Session Information
Contribution
Description: This paper is a contribution to an ongoing scholarly conversation about Bourdieu and educational policy sociology. We sidestep the ongoing debate about whether policy is a separate field or a set of dispositions of agents within the educational and other fields (see JEP 20 (6) where Thomson outlines the latter position) and look instead to the changing logics of practice that are created as policy making becomes more imbricated with media (see JEP 19 (3) edited by Thomson). We argue that one of the dominant genres of contemporary media - the makeover - has become part of the policy making 'game' and now constitutes one of the logics of the field (see e.g. Bourdieu, 1977).

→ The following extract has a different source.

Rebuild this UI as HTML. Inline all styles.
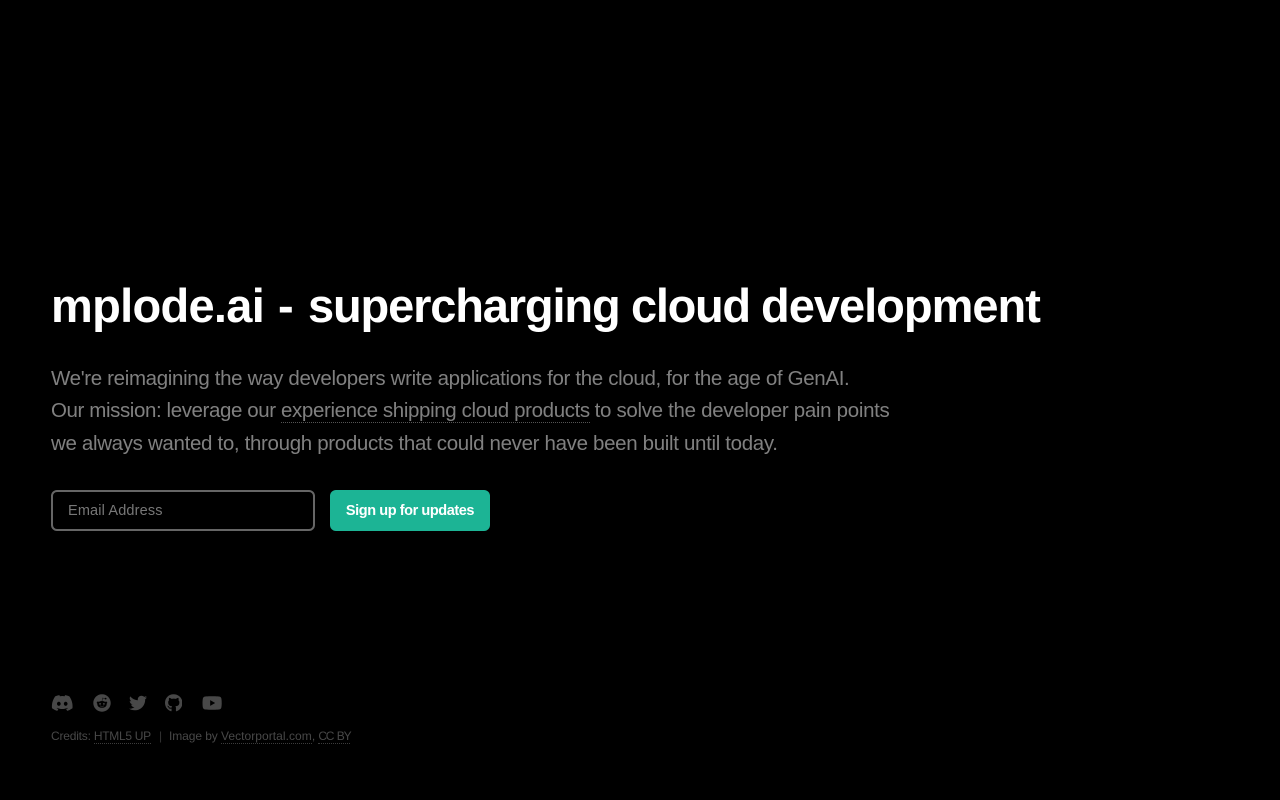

Methodology: The paper uses feminist semiotic analytic methods (specifically like those employed by McRobbie, 2004; and Moorti & Ross, 2004, to examine makeover television) to analyse a corpus of makeover programmes shown on British telelvision in the last three years. It brings this analysis together with policy sociology literatures to make the case for the genre of the makeover as a logic of policymaking practice..
Conclusions: The makeover is a genre of (televised) activity which aims to produce a transformation in appearance, behaviour and/or identity. One well known variant, seen in programmes such as What not to wear, Groundforce and How clean is your house, has the following characteristics:(1) the object of the activity - self, home, garden etc - becomes a project.(2) the object must be subjected to critique - voluntary is best - and shown to be deficient. The critique mobilises normative presentations of class, gender, race and sexuality (3) because the object of the activity is incapable of self correction - it lacks appropriate know-how and networks (cultural/social capital), this must be provided in the form of the expert/expertise.(4) the object of the activity is made over in public - the transformation must be seen to be done (5) the object of the activity cannot be trusted to continue with the game and must be inspected and updated. (6) The self as ongoing project is thus established together with the ongoing need for external expertise.We suggest that this is the dominant form at work in UK policy, with schools recently subjected to both leadership (Gunter, 2001) and creativity (Hall & Thomson, 2005) makeovers in an effort to mop up the worst effects of the institutional makeover/takeover (Beck, 1999) effected by neoliberalism and New Public Management. . We note however that this variant is not the only version of makeover. We look at other makeover manifestations such as the simulation promoted in Faking it, the development of counter perspectives offered via The Unteachables and the clout wielded by celebrity educational makeover Jamie's Dinners. We also note that some makeovers , specifically the Pop Idol, X Factor talent quests and Who do you think you are geneology projects, do not presuppose that makeover subjects begin as empty vessels and work from the base principle that the people featured do possess skills, knowledges and the capacity to manage their own learning. We argue that the transformative potential offered by the makeover should not be simply dismissed: policy activists could gain from playing with the implications of makeover variants, and thinking how they might translate into public action against the excesses of teacher deskilling, centralized curriculum prescription, crude steerage via inspections and tests and false promises of new kinds of self determination.